From Business Spectator this morning:
Coking coal prices have slumped to six-year lows, many Australian mines are not making money and the industry is set to close more of the mines that produce the nation’s second most valuable export.
A dramatic fall in quarterly contract prices for the steelmaking raw ingredient has caught industry players by surprise and led coal giant Peabody Energy to declare it is considering the closure of Australian mines it recently indicated were safe.
As boom-time-approved expansions continue to increase supply, the June quarter coking coal contract price has fallen from $US143 a tonne to $US120 a tonne, which is close to typical cash costs for the east coast coking coal industry, according to Credit Suisse analysts.
This means when things such as corporate, financing and sustaining capital are added in, most producers would be losing money.
Nobody, least of all the industry, can be “surprised” by this.
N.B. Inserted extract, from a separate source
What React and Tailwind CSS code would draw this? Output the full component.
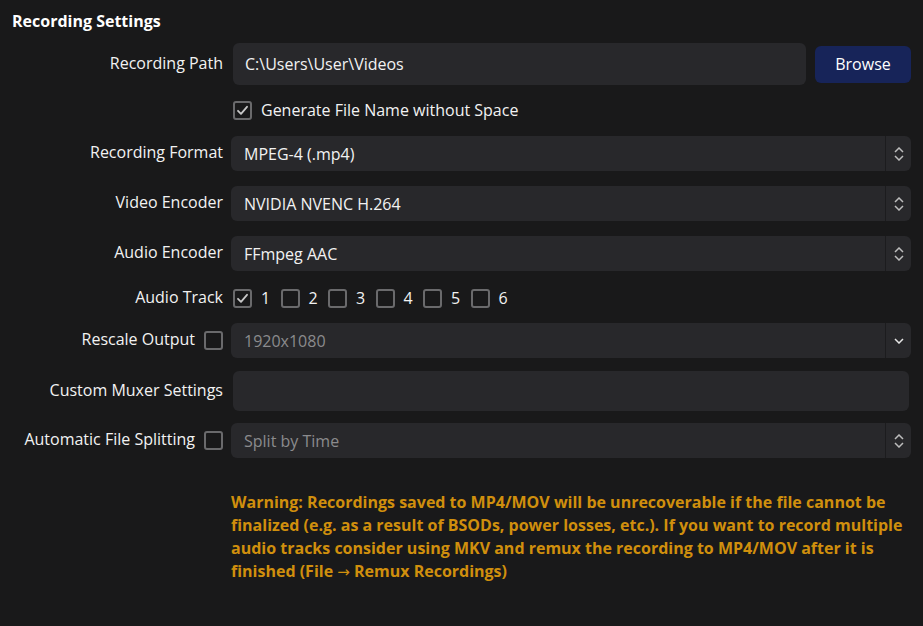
import React from "react";

const font = { fontFamily: "'Open Sans', 'Noto Sans', sans-serif" };

function Check({ checked }) {
  return (
    <div className="w-[19px] h-[19px] rounded-[3px] border-2 border-[#6a6a6c] flex items-center justify-center shrink-0">
      {checked && (
        <svg width="13" height="13" viewBox="0 0 13 13" fill="none">
          <path d="M2 6.8 L5 9.8 L11 2.8" stroke="#c8c8c8" strokeWidth="1.8" strokeLinecap="round" strokeLinejoin="round" />
        </svg>
      )}
    </div>
  );
}

function Spinner({ single }) {
  return (
    <div className="w-[26px] h-full border-l border-[#1c1c1e] flex flex-col items-center justify-center gap-[2px]">
      {!single && (
        <svg width="10" height="6" viewBox="0 0 10 6" fill="none">
          <path d="M1 5 L5 1 L9 5" stroke="#bdbdbd" strokeWidth="1.5" />
        </svg>
      )}
      <svg width="10" height="6" viewBox="0 0 10 6" fill="none">
        <path d="M1 1 L5 5 L9 1" stroke={single ? "#e6e6e6" : "#bdbdbd"} strokeWidth="1.5" />
      </svg>
    </div>
  );
}

function Select({ value, muted, single }) {
  return (
    <div className="h-full flex-1 flex items-center bg-[#28282b] rounded-[6px]">
      <div className={"flex-1 pl-[13px] text-[16px] " + (muted ? "text-[#8b8b8d]" : "text-[#f2f2f2]")}>{value}</div>
      <Spinner single={single} />
    </div>
  );
}

function Row({ label, check, className, children }) {
  return (
    <div className={"flex items-center " + className}>
      <div className="w-[223px] shrink-0 flex items-center justify-end gap-[9px] text-[16px] text-[#f2f2f2]">
        {label && <span className="-mt-[3px]">{label}</span>}
        {check !== undefined && <Check checked={check} />}
      </div>
      <div className="flex-1 h-full flex items-center ml-[8px]">{children}</div>
    </div>
  );
}

export default function App() {
  return (
    <div className="w-[923px] h-[626px] bg-[#19191a] pr-[12px] flex flex-col" style={font}>
      <div className="pl-[12px] pt-[10px] h-[31px] text-[16px] leading-[22px] font-bold text-white">Recording Settings</div>
      <Row label="Recording Path" className="mt-[12px] h-[42px]">
        <div className="ml-[2px] flex-1 h-full bg-[#28282b] rounded-[6px] flex items-center pl-[12px] text-[16px] text-[#f2f2f2]">C:\Users\User\Videos</div>
        <div className="ml-[9px] w-[96px] h-[37px] bg-[#172459] rounded-[6px] flex items-center justify-center text-[16px] text-white">Browse</div>
      </Row>
      <Row className="mt-[13px] h-[24px]">
        <div className="ml-[2px] flex items-center gap-[9px] text-[16px] text-[#f2f2f2]">
          <Check checked />
          <span>Generate File Name without Space</span>
        </div>
      </Row>
      <Row label="Recording Format" className="mt-[14px] h-[35px]">
        <Select value="MPEG-4 (.mp4)" />
      </Row>
      <Row label="Video Encoder" className="mt-[15px] h-[35px]">
        <Select value="NVIDIA NVENC H.264" />
      </Row>
      <Row label="Audio Encoder" className="mt-[15px] h-[35px]">
        <Select value="FFmpeg AAC" />
      </Row>
      <Row label="Audio Track" className="mt-[15px] h-[24px]">
        <div className="ml-[2px] flex items-center text-[16px] text-[#f2f2f2]">
          {[1, 2, 3, 4, 5, 6].map((n) => (
            <div key={n} className="flex items-center gap-[9px] w-[47.5px]">
              <Check checked={n === 1} />
              <span>{n}</span>
            </div>
          ))}
        </div>
      </Row>
      <Row label="Rescale Output" check={false} className="mt-[13px] h-[35px]">
        <Select value="1920x1080" muted single />
      </Row>
      <Row label="Custom Muxer Settings" className="mt-[13px] h-[40px]">
        <div className="ml-[2px] mr-[2px] flex-1 h-full bg-[#28282b] rounded-[6px]" />
      </Row>
      <Row label="Automatic File Splitting" check={false} className="mt-[12px] h-[35px]">
        <Select value="Split by Time" muted />
      </Row>
      <div className="mt-[33px] ml-[231px] text-[16px] leading-[23px] font-bold text-[#d08f0d]">
        Warning: Recordings saved to MP4/MOV will be unrecoverable if the file cannot be finalized (e.g. as a result of BSODs, power losses, etc.). If you want to record multiple audio tracks consider using MKV and remux the recording to MP4/MOV after it is finished (File{" "}
        <span className="font-normal text-[15px]" style={{ fontFamily: "'DejaVu Sans', sans-serif" }}>→</span>{" "}
        Remux Recordings)
      </div>
    </div>
  );
}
BREE is forecasting $127.50 average price this year. The spot price crash has been as impressive as it has long and telegraphed the contract crash:

Next quarter is going lower still!
Cash costs are much lower than Credit Suisse reckons, according to Wood Mackenzie, though the point about break even costs is right:

But remember, coal employment is booming on supply expansions. From Westpac:

Australian coking coal mines won’t close unless they’re globally inefficient and then they should shut anyway so what’s the big deal? Miners over-invested and now they must chew through it. Such is the commodity business.